Sound sample: two different trumpet batteries 16' + 8' + 4'

In reed pipes, as opposed to flue pipes, the length of the resonator does not determine the pitch but together with its shape it determines the timbre. You can shorten the resonator almost as much as you like, the sound will only get weaker but the pitch will not change as it depends only on the length of the vibrating tongue. This obviously applies vice versa as well. The longer the resonator the bolder and more penetrating the sound produced. Of course the volume – and in this reed pipes do resemble flue pipes – depends on the air pressure as well. The higher the air pressure the louder the sound.

Reed pipes are tuned with the tuning wire that controls how much of the tongue is allowed to vibrate. As the tongue in a reed pipe is much shorter than a flue pipe producing the same pitch reed pipes tend to go out of tune more easily and are more affected by changes in temperature. In order to make tuning easier and quicker the tuning wire is made to stick out of the block so that you can simply raise or lower it to adjust the pitch.

Pipe shapes and families

When an organ is described all stops are usually listed in a so-called stoplist / disposition. A set of pipes consists of as many single pipes as there are keys on the manual. Each key is connected to a corresponding pipe of corresponding length (pitch). These sets of pipes are called stop / voice / register (sometimes "stops" also means couplers or tremulants, not only real pipe voices / registers - that's why I prefer using "voices" in the totals). Looking at the name of the stop you can tell what kind of pipes these are and what kind of a sound they produce. In a Mixture each key on the keyboard is connected to several pipes of different pitch (in general the set of overtones to the basic tone so that you get a lighter or modified tone sound). This way one stop may include more than one set of pipes (ranks).

Something rather peculiar is the Vox Celeste where a regular stop is played together with a slightly detuned one. Such "detuned" stops are called for instance Vox Celeste, Voix céleste, Celeste, Unda Maris or, in German organs, Schwebung (for a sound sample see below on the right side).

The most common organ stops and pipe shapes are shown below:

And here you find some sound samples of these stops:

Principal 16' + 8' + 4'
Principal Pleno with Mixture
Flutes 8' + 4'
Cornet (Flutes / Gedeckts 8' + 4' + 2 2/3' + 2' + 1 3/5')
Viols 16' + 8' + 4'
Salicional (narrow Viol) with Vox Celeste
Trumpet 8' (German style)
Trompette 8' (French style)
Spanish (Horizontal-) Trumpet 8'
Bombarde 16' (French bass trumpet in the manual)
Grands Jeux (= great reed choir, poss. with Cornet)
Trombone 16' (strong bass trumpet in the pedal)
Contra-Trombone 32'
Oboe 8'
Krummhorn 8'
Dulcian 16'
Orlos 8' (horizontal Regal)
Vox humana 8' (with tremulant; explanation here)

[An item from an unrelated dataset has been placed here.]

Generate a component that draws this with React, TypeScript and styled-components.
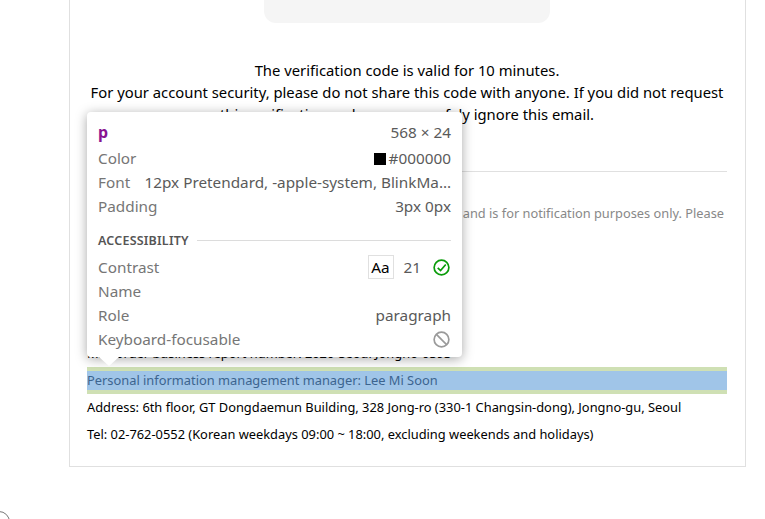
import React from "react"
import styled, { createGlobalStyle } from "styled-components"

const GlobalStyle = createGlobalStyle`
  html, body {
    margin: 0;
    padding: 0;
    background: #fff;
    overflow: hidden;
  }
  body {
    font-family: "Noto Sans", "Open Sans", sans-serif;
    color: #000;
  }
`

const Page = styled.div`
  position: relative;
  width: 765px;
  height: 519px;
  overflow: hidden;
`

const Card = styled.main`
  position: relative;
  box-sizing: border-box;
  width: 677px;
  height: 467px;
  margin-left: 69px;
  padding: 0 18px 0 17px;
  border: 1px solid #e0e0e0;
  border-top: none;
`

const CodeBox = styled.div`
  width: 286px;
  height: 23px;
  margin: 0 auto;
  background: #f5f5f5;
  border-radius: 0 0 12px 12px;
`

const Notice = styled.div`
  margin-top: 36px;
  font-size: 14.8px;
  line-height: 22px;
  text-align: center;
  white-space: nowrap;
`

const Divider = styled.hr`
  margin: 46px 0 0;
  border: none;
  border-top: 1px solid #e0e0e0;
`

const MutedLine = styled.p`
  margin: 33px 0 0;
  padding-right: 3px;
  font-size: 12.8px;
  line-height: 16px;
  color: #888;
  text-align: right;
  white-space: nowrap;
`

const Footer = styled.div`
  margin-top: 119px;
`

const FooterLine = styled.p<{ $inspected?: boolean }>`
  margin: 0;
  height: 19px;
  padding: 4px 0;
  font-size: 12.85px;
  line-height: 19px;
  white-space: nowrap;
  background: ${({ $inspected }) =>
    $inspected
      ? "linear-gradient(#a0c5e8, #a0c5e8) content-box, #cfe0b4"
      : "transparent"};
  color: ${({ $inspected }) => ($inspected ? "#3c648f" : "#000")};
`

const Tooltip = styled.aside`
  position: absolute;
  left: 87px;
  top: 112px;
  box-sizing: border-box;
  width: 375px;
  height: 245px;
  padding: 8px 11px 0;
  background: #fff;
  border-radius: 4px;
  box-shadow: 0 2px 12px rgba(0, 0, 0, 0.35);
  font-size: 15.3px;
  color: #5a5a5a;

  &::after {
    content: "";
    position: absolute;
    left: 12px;
    bottom: -9px;
    border-left: 10px solid transparent;
    border-right: 10px solid transparent;
    border-top: 9px solid #fff;
  }
`

const Row = styled.div`
  display: flex;
  align-items: center;
  justify-content: space-between;
  height: 24px;
  white-space: nowrap;
`

const HeaderRow = styled(Row)`
  margin-bottom: 2px;
`

const Label = styled.span`
  color: #767676;
`

const TagName = styled.span`
  color: #881391;
  font-size: 16px;
  font-weight: 700;
`

const Swatch = styled.span`
  display: inline-block;
  width: 12px;
  height: 12px;
  margin-right: 3px;
  background: #000;
  vertical-align: -1px;
`

const SectionHead = styled.div`
  display: flex;
  align-items: center;
  gap: 8px;
  margin-top: 10px;
  margin-bottom: 3px;
  height: 24px;
  font-size: 12.5px;
  font-weight: 600;
  letter-spacing: 0.2px;
  color: #555;

  &::after {
    content: "";
    flex: 1;
    border-top: 1px solid #dcdcdc;
  }
`

const ContrastValue = styled.span`
  display: flex;
  align-items: center;
`

const AaChip = styled.span`
  display: flex;
  align-items: center;
  justify-content: center;
  width: 24px;
  height: 22px;
  border: 1px solid #e0e0e0;
  color: #000;
`

const Ratio = styled.span`
  margin: 0 12px 0 10px;
`

const StatusIcon = styled.svg`
  width: 17px;
  height: 17px;
  margin-right: 1px;
  fill: none;
  stroke-width: 1.8;
`

const CornerArc = styled.div`
  position: absolute;
  left: -12px;
  top: 511px;
  width: 20px;
  height: 20px;
  border: 1px solid #777;
  border-radius: 50%;
`

export default function App() {
  return (
    <Page>
      <GlobalStyle />
      <Card>
        <CodeBox />
        <Notice>
          The verification code is valid for 10 minutes.
          <br />
          For your account security, please do not share this code with anyone. If you did not request
          <br />
          this verification code, you can safely ignore this email.
        </Notice>
        <Divider />
        <MutedLine>This email is sent from a send-only address and is for notification purposes only. Please</MutedLine>
        <Footer>
          <FooterLine>Mail order business report number: 2020-Seoul Jongno-0393</FooterLine>
          <FooterLine $inspected>Personal information management manager: Lee Mi Soon</FooterLine>
          <FooterLine>Address: 6th floor, GT Dongdaemun Building, 328 Jong-ro (330-1 Changsin-dong), Jongno-gu, Seoul</FooterLine>
          <FooterLine>Tel: 02-762-0552 (Korean weekdays 09:00 ~ 18:00, excluding weekends and holidays)</FooterLine>
        </Footer>
      </Card>
      <Tooltip>
        <HeaderRow>
          <TagName>p</TagName>
          <span>568 × 24</span>
        </HeaderRow>
        <Row>
          <Label>Color</Label>
          <span>
            <Swatch />#000000
          </span>
        </Row>
        <Row>
          <Label>Font</Label>
          <span>12px Pretendard, -apple-system, BlinkMa…</span>
        </Row>
        <Row>
          <Label>Padding</Label>
          <span>3px 0px</span>
        </Row>
        <SectionHead>ACCESSIBILITY</SectionHead>
        <Row>
          <Label>Contrast</Label>
          <ContrastValue>
            <AaChip>Aa</AaChip>
            <Ratio>21</Ratio>
            <StatusIcon viewBox="0 0 18 18" stroke="#0a9c0a">
              <circle cx="9" cy="9" r="7.8" />
              <path d="M5 9.3l3 3 5.5-6.5" />
            </StatusIcon>
          </ContrastValue>
        </Row>
        <Row>
          <Label>Name</Label>
        </Row>
        <Row>
          <Label>Role</Label>
          <span>paragraph</span>
        </Row>
        <Row>
          <Label>Keyboard-focusable</Label>
          <StatusIcon viewBox="0 0 18 18" stroke="#9a9a9a">
            <circle cx="9" cy="9" r="7.8" />
            <path d="M3.6 3.6l10.8 10.8" />
          </StatusIcon>
        </Row>
      </Tooltip>
      <CornerArc />
    </Page>
  )
}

Direct links to other parts of The Organ Site:

      •  Sound samples played by myself
      •  Pipe length and pitch
      •  Dictionary of organ stops in ten languages
      •  Joke stoplist – the dream (?) of every organist :-)


Even if two stops have identical names this does not mean that their sound is identical as well. The reason for this is that their "voicing", i.e. their scaling (cf. above) and the exact shape of the pipes, may differ ( e.g. on which level you have the flue, different shapes of the labia, different wind pressures (see function), materials, etc.).

Voicing is the art of arranging the stops in a way that they yield an optimal sound in the acoustic conditions of the church building where they are installed, and this not only when they are played by themselves but also when they are being combined with other stops. Also, in large organs where you have the same stop several times over you can voice each stop differently so that you have more sound variation. You can hear this quite well in the sound samples of the different trumpet stops above.